>> start STORED RECORDS

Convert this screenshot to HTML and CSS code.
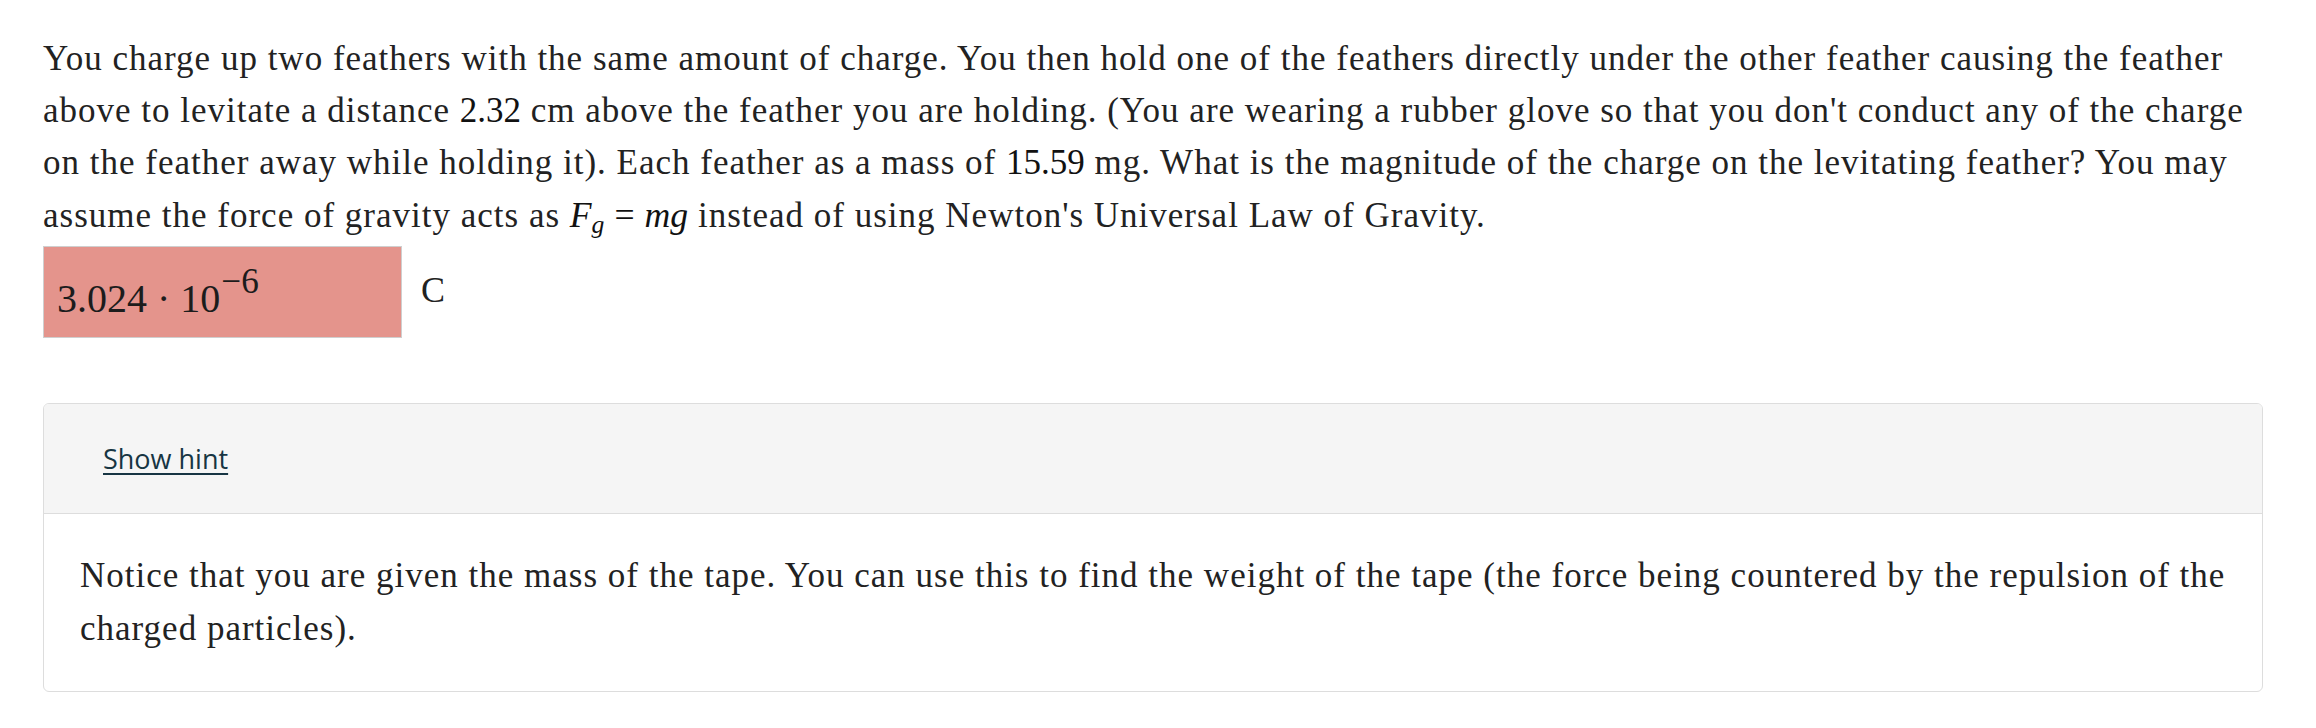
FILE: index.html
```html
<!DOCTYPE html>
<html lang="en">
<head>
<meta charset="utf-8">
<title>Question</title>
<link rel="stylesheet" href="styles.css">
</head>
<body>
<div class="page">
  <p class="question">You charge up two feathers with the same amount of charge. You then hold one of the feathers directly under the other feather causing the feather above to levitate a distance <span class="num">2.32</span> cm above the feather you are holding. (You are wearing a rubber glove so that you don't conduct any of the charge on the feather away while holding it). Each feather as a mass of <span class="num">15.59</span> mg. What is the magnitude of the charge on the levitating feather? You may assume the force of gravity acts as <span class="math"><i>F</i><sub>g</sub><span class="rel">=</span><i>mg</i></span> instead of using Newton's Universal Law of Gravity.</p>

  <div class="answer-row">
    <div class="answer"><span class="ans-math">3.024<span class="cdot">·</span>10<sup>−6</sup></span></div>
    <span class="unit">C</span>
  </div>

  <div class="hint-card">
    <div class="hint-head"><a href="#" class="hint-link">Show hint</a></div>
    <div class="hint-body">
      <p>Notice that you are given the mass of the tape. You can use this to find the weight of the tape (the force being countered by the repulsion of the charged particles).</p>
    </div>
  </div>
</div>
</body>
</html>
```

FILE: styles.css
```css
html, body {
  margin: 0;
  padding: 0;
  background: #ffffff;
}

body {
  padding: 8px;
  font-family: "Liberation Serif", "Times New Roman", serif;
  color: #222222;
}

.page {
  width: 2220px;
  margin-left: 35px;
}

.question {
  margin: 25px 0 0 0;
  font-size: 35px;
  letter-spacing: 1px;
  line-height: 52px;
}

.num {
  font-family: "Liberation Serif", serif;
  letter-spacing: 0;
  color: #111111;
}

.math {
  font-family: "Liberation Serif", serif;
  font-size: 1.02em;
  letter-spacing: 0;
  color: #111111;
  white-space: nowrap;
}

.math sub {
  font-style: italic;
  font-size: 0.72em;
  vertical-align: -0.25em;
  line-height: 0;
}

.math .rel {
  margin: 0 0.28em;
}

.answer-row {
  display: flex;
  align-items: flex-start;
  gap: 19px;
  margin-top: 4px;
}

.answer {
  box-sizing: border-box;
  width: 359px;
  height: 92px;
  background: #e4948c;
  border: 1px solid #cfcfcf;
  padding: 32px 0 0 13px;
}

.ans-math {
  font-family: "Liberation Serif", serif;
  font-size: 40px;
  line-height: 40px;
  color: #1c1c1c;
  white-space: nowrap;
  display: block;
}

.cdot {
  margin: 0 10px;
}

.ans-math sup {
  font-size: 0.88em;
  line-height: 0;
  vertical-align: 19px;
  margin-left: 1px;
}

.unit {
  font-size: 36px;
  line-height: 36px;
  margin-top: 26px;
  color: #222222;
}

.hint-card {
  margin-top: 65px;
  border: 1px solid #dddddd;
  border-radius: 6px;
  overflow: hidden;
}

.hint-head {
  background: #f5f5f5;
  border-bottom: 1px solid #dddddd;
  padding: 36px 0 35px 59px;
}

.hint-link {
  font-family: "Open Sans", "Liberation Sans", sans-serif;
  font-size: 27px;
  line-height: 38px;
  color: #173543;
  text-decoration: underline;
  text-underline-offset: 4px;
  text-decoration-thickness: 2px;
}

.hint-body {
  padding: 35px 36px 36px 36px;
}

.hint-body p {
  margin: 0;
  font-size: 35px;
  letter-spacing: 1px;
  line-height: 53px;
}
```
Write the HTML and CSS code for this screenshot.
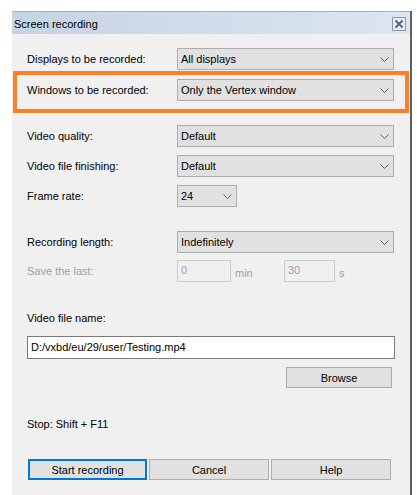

>> end STORED RECORDS

#### EXERCISE DIRECTIONS
The pictures should not appear in the copy; every other part of the records above must be returned exactly.

#### TASK RESPONSE
Convert this screenshot to HTML and CSS code.
FILE: index.html
```html
<!DOCTYPE html>
<html lang="en">
<head>
<meta charset="utf-8">
<title>Question</title>
<link rel="stylesheet" href="styles.css">
</head>
<body>
<div class="page">
  <p class="question">You charge up two feathers with the same amount of charge. You then hold one of the feathers directly under the other feather causing the feather above to levitate a distance <span class="num">2.32</span> cm above the feather you are holding. (You are wearing a rubber glove so that you don't conduct any of the charge on the feather away while holding it). Each feather as a mass of <span class="num">15.59</span> mg. What is the magnitude of the charge on the levitating feather? You may assume the force of gravity acts as <span class="math"><i>F</i><sub>g</sub><span class="rel">=</span><i>mg</i></span> instead of using Newton's Universal Law of Gravity.</p>

  <div class="answer-row">
    <div class="answer"><span class="ans-math">3.024<span class="cdot">·</span>10<sup>−6</sup></span></div>
    <span class="unit">C</span>
  </div>

  <div class="hint-card">
    <div class="hint-head"><a href="#" class="hint-link">Show hint</a></div>
    <div class="hint-body">
      <p>Notice that you are given the mass of the tape. You can use this to find the weight of the tape (the force being countered by the repulsion of the charged particles).</p>
    </div>
  </div>
</div>
</body>
</html>
```

FILE: styles.css
```css
html, body {
  margin: 0;
  padding: 0;
  background: #ffffff;
}

body {
  padding: 8px;
  font-family: "Liberation Serif", "Times New Roman", serif;
  color: #222222;
}

.page {
  width: 2220px;
  margin-left: 35px;
}

.question {
  margin: 25px 0 0 0;
  font-size: 35px;
  letter-spacing: 1px;
  line-height: 52px;
}

.num {
  font-family: "Liberation Serif", serif;
  letter-spacing: 0;
  color: #111111;
}

.math {
  font-family: "Liberation Serif", serif;
  font-size: 1.02em;
  letter-spacing: 0;
  color: #111111;
  white-space: nowrap;
}

.math sub {
  font-style: italic;
  font-size: 0.72em;
  vertical-align: -0.25em;
  line-height: 0;
}

.math .rel {
  margin: 0 0.28em;
}

.answer-row {
  display: flex;
  align-items: flex-start;
  gap: 19px;
  margin-top: 4px;
}

.answer {
  box-sizing: border-box;
  width: 359px;
  height: 92px;
  background: #e4948c;
  border: 1px solid #cfcfcf;
  padding: 32px 0 0 13px;
}

.ans-math {
  font-family: "Liberation Serif", serif;
  font-size: 40px;
  line-height: 40px;
  color: #1c1c1c;
  white-space: nowrap;
  display: block;
}

.cdot {
  margin: 0 10px;
}

.ans-math sup {
  font-size: 0.88em;
  line-height: 0;
  vertical-align: 19px;
  margin-left: 1px;
}

.unit {
  font-size: 36px;
  line-height: 36px;
  margin-top: 26px;
  color: #222222;
}

.hint-card {
  margin-top: 65px;
  border: 1px solid #dddddd;
  border-radius: 6px;
  overflow: hidden;
}

.hint-head {
  background: #f5f5f5;
  border-bottom: 1px solid #dddddd;
  padding: 36px 0 35px 59px;
}

.hint-link {
  font-family: "Open Sans", "Liberation Sans", sans-serif;
  font-size: 27px;
  line-height: 38px;
  color: #173543;
  text-decoration: underline;
  text-underline-offset: 4px;
  text-decoration-thickness: 2px;
}

.hint-body {
  padding: 35px 36px 36px 36px;
}

.hint-body p {
  margin: 0;
  font-size: 35px;
  letter-spacing: 1px;
  line-height: 53px;
}
```
Write the HTML and CSS code for this screenshot.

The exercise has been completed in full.